Given data =>

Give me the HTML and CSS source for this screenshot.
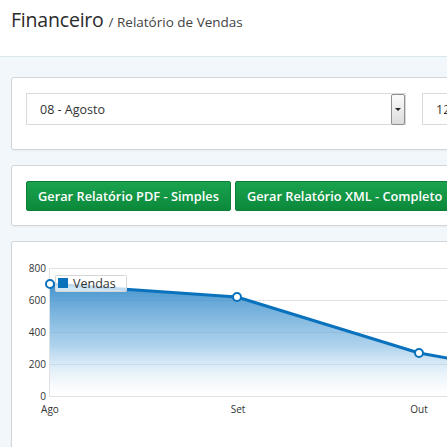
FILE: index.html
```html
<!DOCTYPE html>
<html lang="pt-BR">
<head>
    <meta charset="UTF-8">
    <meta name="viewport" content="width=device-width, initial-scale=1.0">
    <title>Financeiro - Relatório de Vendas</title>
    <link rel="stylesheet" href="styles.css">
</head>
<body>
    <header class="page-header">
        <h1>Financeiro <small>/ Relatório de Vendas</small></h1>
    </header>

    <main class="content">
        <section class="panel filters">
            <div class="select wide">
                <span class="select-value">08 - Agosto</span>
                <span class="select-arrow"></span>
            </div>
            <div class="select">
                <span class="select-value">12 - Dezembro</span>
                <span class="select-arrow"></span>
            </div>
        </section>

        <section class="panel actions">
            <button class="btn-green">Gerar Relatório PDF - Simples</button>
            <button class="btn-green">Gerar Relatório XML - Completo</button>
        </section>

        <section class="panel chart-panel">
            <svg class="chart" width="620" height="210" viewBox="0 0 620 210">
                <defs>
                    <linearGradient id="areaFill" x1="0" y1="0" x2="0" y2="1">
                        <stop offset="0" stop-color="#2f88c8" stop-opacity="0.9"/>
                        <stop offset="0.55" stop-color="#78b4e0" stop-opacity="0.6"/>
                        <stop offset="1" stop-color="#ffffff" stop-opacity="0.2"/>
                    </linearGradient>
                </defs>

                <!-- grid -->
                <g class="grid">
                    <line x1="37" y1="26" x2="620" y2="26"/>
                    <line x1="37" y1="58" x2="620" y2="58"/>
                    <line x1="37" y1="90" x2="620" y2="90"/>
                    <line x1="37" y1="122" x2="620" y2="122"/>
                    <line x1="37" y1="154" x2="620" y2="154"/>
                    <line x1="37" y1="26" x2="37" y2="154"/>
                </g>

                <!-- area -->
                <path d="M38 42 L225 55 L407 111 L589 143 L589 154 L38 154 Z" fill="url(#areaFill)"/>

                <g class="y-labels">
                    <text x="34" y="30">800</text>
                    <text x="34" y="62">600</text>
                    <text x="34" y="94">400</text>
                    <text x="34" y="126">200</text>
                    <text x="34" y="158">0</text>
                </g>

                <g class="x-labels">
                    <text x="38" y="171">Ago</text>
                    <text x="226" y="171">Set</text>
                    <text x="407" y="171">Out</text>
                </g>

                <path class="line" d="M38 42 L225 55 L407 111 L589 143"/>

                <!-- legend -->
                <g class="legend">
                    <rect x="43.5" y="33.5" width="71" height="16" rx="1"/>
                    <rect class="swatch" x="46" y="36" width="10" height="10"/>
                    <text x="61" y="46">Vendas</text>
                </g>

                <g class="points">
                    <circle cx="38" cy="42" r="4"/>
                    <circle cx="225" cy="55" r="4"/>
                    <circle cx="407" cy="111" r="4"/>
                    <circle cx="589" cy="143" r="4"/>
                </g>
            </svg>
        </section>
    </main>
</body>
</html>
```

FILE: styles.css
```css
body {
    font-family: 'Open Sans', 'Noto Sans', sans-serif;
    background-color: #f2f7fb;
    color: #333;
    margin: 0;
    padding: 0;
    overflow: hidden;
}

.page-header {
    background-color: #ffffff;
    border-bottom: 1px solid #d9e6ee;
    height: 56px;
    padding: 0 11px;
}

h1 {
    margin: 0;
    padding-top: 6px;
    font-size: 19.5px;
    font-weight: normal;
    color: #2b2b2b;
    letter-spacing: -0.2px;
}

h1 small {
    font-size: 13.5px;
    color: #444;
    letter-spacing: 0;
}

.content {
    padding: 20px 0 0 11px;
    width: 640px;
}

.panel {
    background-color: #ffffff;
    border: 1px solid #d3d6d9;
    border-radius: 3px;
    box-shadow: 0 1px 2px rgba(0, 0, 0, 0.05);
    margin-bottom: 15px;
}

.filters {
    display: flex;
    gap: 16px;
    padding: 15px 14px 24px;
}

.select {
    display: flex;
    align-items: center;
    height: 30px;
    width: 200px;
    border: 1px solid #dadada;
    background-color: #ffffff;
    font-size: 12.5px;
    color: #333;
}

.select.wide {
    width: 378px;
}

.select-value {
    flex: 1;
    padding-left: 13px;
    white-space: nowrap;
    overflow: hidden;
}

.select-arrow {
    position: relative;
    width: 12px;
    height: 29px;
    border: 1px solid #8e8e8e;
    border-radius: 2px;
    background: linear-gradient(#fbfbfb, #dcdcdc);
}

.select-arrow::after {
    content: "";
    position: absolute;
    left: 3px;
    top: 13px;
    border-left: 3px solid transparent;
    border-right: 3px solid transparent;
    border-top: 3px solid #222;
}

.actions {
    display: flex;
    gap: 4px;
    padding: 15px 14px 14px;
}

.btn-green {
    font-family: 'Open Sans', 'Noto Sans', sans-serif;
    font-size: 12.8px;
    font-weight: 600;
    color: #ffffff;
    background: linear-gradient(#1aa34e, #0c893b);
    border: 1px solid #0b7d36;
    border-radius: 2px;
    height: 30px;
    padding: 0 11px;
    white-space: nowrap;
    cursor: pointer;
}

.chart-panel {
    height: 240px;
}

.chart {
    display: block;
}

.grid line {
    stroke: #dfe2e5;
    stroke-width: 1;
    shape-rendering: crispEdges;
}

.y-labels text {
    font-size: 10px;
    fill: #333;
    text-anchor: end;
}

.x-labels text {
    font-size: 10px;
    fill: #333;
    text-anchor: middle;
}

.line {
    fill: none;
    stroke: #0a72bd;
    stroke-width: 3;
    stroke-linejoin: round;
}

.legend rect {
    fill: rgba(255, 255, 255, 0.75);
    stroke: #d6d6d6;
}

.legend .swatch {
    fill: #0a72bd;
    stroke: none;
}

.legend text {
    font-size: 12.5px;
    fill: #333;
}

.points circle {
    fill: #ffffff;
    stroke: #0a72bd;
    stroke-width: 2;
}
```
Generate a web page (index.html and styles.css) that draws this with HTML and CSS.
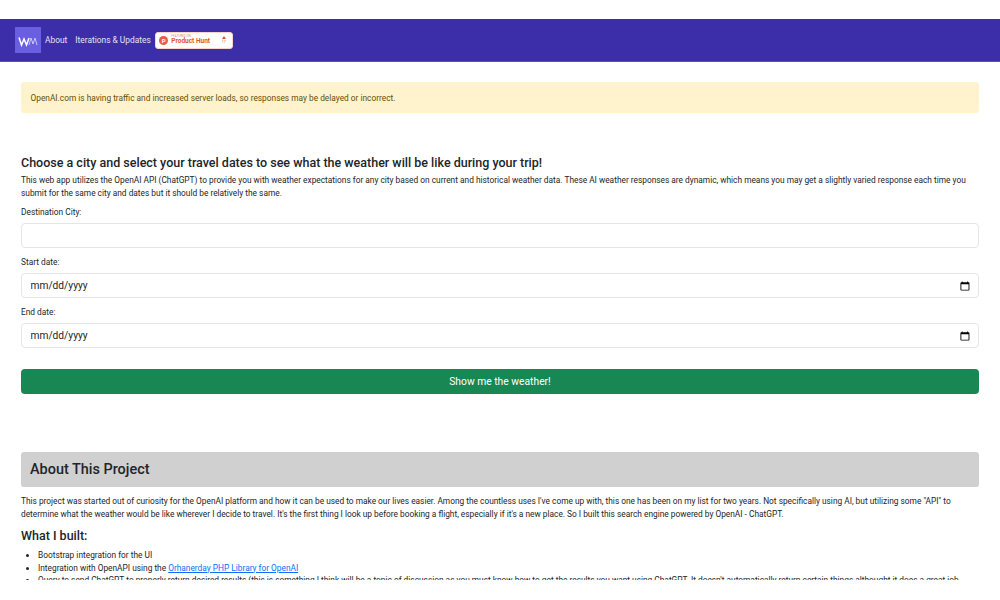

Aim => Output every entry verbatim. Pictures do not belong in the copy.

Result of the exercise =>
Give me the HTML and CSS source for this screenshot.
FILE: index.html
```html
<!DOCTYPE html>
<html lang="pt-BR">
<head>
    <meta charset="UTF-8">
    <meta name="viewport" content="width=device-width, initial-scale=1.0">
    <title>Financeiro - Relatório de Vendas</title>
    <link rel="stylesheet" href="styles.css">
</head>
<body>
    <header class="page-header">
        <h1>Financeiro <small>/ Relatório de Vendas</small></h1>
    </header>

    <main class="content">
        <section class="panel filters">
            <div class="select wide">
                <span class="select-value">08 - Agosto</span>
                <span class="select-arrow"></span>
            </div>
            <div class="select">
                <span class="select-value">12 - Dezembro</span>
                <span class="select-arrow"></span>
            </div>
        </section>

        <section class="panel actions">
            <button class="btn-green">Gerar Relatório PDF - Simples</button>
            <button class="btn-green">Gerar Relatório XML - Completo</button>
        </section>

        <section class="panel chart-panel">
            <svg class="chart" width="620" height="210" viewBox="0 0 620 210">
                <defs>
                    <linearGradient id="areaFill" x1="0" y1="0" x2="0" y2="1">
                        <stop offset="0" stop-color="#2f88c8" stop-opacity="0.9"/>
                        <stop offset="0.55" stop-color="#78b4e0" stop-opacity="0.6"/>
                        <stop offset="1" stop-color="#ffffff" stop-opacity="0.2"/>
                    </linearGradient>
                </defs>

                <!-- grid -->
                <g class="grid">
                    <line x1="37" y1="26" x2="620" y2="26"/>
                    <line x1="37" y1="58" x2="620" y2="58"/>
                    <line x1="37" y1="90" x2="620" y2="90"/>
                    <line x1="37" y1="122" x2="620" y2="122"/>
                    <line x1="37" y1="154" x2="620" y2="154"/>
                    <line x1="37" y1="26" x2="37" y2="154"/>
                </g>

                <!-- area -->
                <path d="M38 42 L225 55 L407 111 L589 143 L589 154 L38 154 Z" fill="url(#areaFill)"/>

                <g class="y-labels">
                    <text x="34" y="30">800</text>
                    <text x="34" y="62">600</text>
                    <text x="34" y="94">400</text>
                    <text x="34" y="126">200</text>
                    <text x="34" y="158">0</text>
                </g>

                <g class="x-labels">
                    <text x="38" y="171">Ago</text>
                    <text x="226" y="171">Set</text>
                    <text x="407" y="171">Out</text>
                </g>

                <path class="line" d="M38 42 L225 55 L407 111 L589 143"/>

                <!-- legend -->
                <g class="legend">
                    <rect x="43.5" y="33.5" width="71" height="16" rx="1"/>
                    <rect class="swatch" x="46" y="36" width="10" height="10"/>
                    <text x="61" y="46">Vendas</text>
                </g>

                <g class="points">
                    <circle cx="38" cy="42" r="4"/>
                    <circle cx="225" cy="55" r="4"/>
                    <circle cx="407" cy="111" r="4"/>
                    <circle cx="589" cy="143" r="4"/>
                </g>
            </svg>
        </section>
    </main>
</body>
</html>
```

FILE: styles.css
```css
body {
    font-family: 'Open Sans', 'Noto Sans', sans-serif;
    background-color: #f2f7fb;
    color: #333;
    margin: 0;
    padding: 0;
    overflow: hidden;
}

.page-header {
    background-color: #ffffff;
    border-bottom: 1px solid #d9e6ee;
    height: 56px;
    padding: 0 11px;
}

h1 {
    margin: 0;
    padding-top: 6px;
    font-size: 19.5px;
    font-weight: normal;
    color: #2b2b2b;
    letter-spacing: -0.2px;
}

h1 small {
    font-size: 13.5px;
    color: #444;
    letter-spacing: 0;
}

.content {
    padding: 20px 0 0 11px;
    width: 640px;
}

.panel {
    background-color: #ffffff;
    border: 1px solid #d3d6d9;
    border-radius: 3px;
    box-shadow: 0 1px 2px rgba(0, 0, 0, 0.05);
    margin-bottom: 15px;
}

.filters {
    display: flex;
    gap: 16px;
    padding: 15px 14px 24px;
}

.select {
    display: flex;
    align-items: center;
    height: 30px;
    width: 200px;
    border: 1px solid #dadada;
    background-color: #ffffff;
    font-size: 12.5px;
    color: #333;
}

.select.wide {
    width: 378px;
}

.select-value {
    flex: 1;
    padding-left: 13px;
    white-space: nowrap;
    overflow: hidden;
}

.select-arrow {
    position: relative;
    width: 12px;
    height: 29px;
    border: 1px solid #8e8e8e;
    border-radius: 2px;
    background: linear-gradient(#fbfbfb, #dcdcdc);
}

.select-arrow::after {
    content: "";
    position: absolute;
    left: 3px;
    top: 13px;
    border-left: 3px solid transparent;
    border-right: 3px solid transparent;
    border-top: 3px solid #222;
}

.actions {
    display: flex;
    gap: 4px;
    padding: 15px 14px 14px;
}

.btn-green {
    font-family: 'Open Sans', 'Noto Sans', sans-serif;
    font-size: 12.8px;
    font-weight: 600;
    color: #ffffff;
    background: linear-gradient(#1aa34e, #0c893b);
    border: 1px solid #0b7d36;
    border-radius: 2px;
    height: 30px;
    padding: 0 11px;
    white-space: nowrap;
    cursor: pointer;
}

.chart-panel {
    height: 240px;
}

.chart {
    display: block;
}

.grid line {
    stroke: #dfe2e5;
    stroke-width: 1;
    shape-rendering: crispEdges;
}

.y-labels text {
    font-size: 10px;
    fill: #333;
    text-anchor: end;
}

.x-labels text {
    font-size: 10px;
    fill: #333;
    text-anchor: middle;
}

.line {
    fill: none;
    stroke: #0a72bd;
    stroke-width: 3;
    stroke-linejoin: round;
}

.legend rect {
    fill: rgba(255, 255, 255, 0.75);
    stroke: #d6d6d6;
}

.legend .swatch {
    fill: #0a72bd;
    stroke: none;
}

.legend text {
    font-size: 12.5px;
    fill: #333;
}

.points circle {
    fill: #ffffff;
    stroke: #0a72bd;
    stroke-width: 2;
}
```
Generate a web page (index.html and styles.css) that draws this with HTML and CSS.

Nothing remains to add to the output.